The Battle of Fancá (1886) was a military engagement that took place in Fancá, modern-day Gabú, Guinea-Bissau, between Portuguese colonial forces, commanded by Marques Geraldes, supported by local allies under Nbuku, and the forces of Fuladu, led by Musa Molo.

==Background==
The Fuladu kingdom was founded by Alfa Molo in 1869, after his death in 1881, his brother, Bakari Demba, had succeeded him, and later to Musa Molo, Alfa Molo's son. In Geba, the Portuguese found themselves powerless to counter Musa Molo's demands for taxes and levies. However, by 1886, Nbuku, the ruler of Ganadu and one of Musa Molo's provincial chiefs, had grown discontented with his Musa's rule. Seizing the opportunity, the Portuguese asked the Nbuku to form an alliance against Musa Molo. This alliance was solidified, and preparations began for a coordinated military campaign.

==Battle==
On 6 September 1886, Lieutenant Francisco António Marques Geraldes, commanding the Portuguese garrison at Geba, led a force of 80 Portuguese soldiers, supported by 4,300 Fula and Mandinka allies, 170 Biafadas, 120 grumetes, and two pieces of artillery. The coalition launched an assault on the fortified tabanca of Fancá.

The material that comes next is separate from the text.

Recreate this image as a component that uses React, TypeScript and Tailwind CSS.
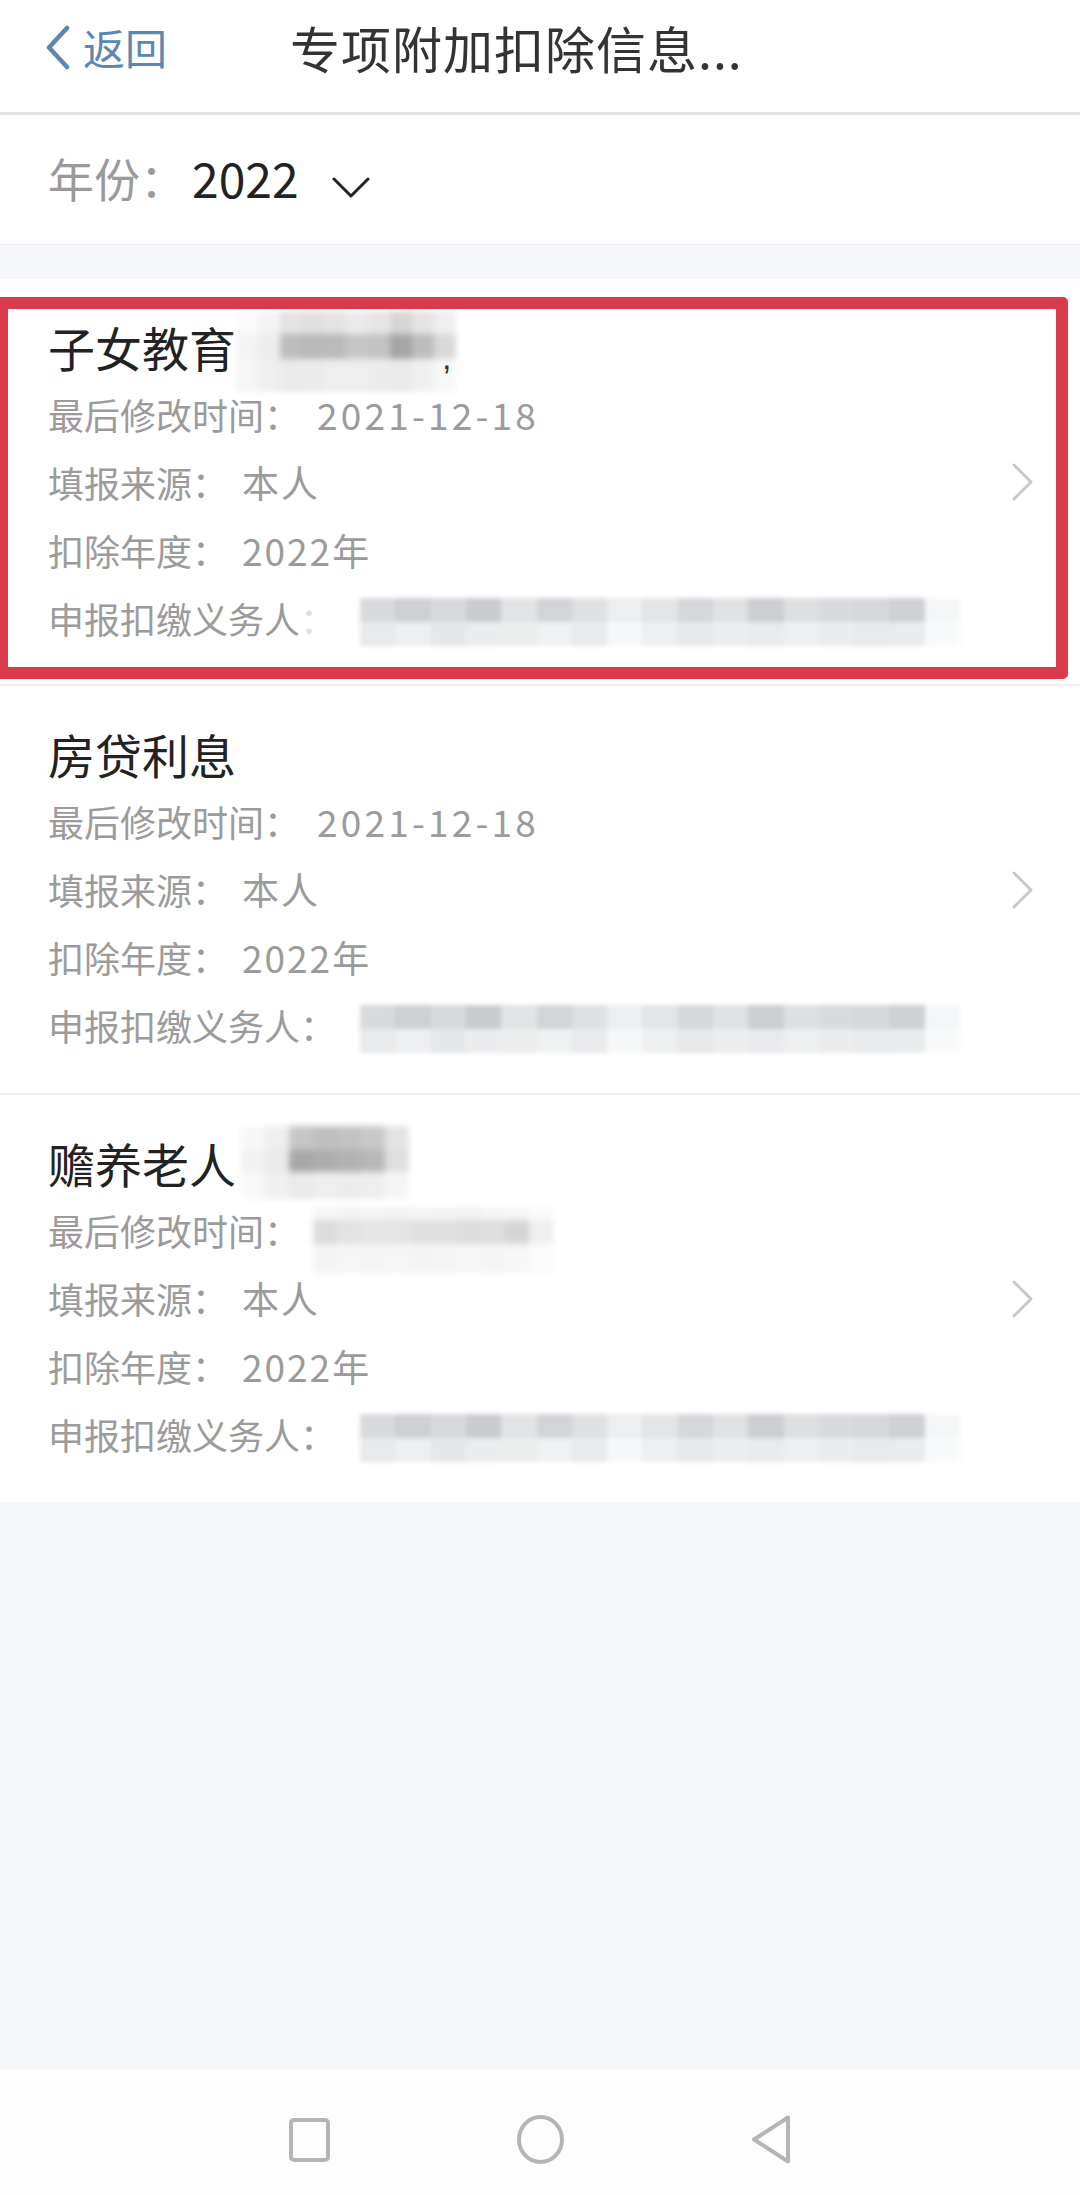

The battle lasted three hours, during which Musa Molo's forces resisted fiercely but were ultimately overwhelmed. The Portuguese and allied forces forced Musa Molo and his warriors to abandon their positions. Retreating north to Casamance, Musa Molo left behind the dead and wounded.

==Aftermath==
After their victory, the Portuguese began incorporating parts of Fuladu into the newly proclaimed province of "Guiné Portuguesa."
The operations would finish on September 15, but Marques Geraldes would lead another campaign against Musa Molo in 1889–1891.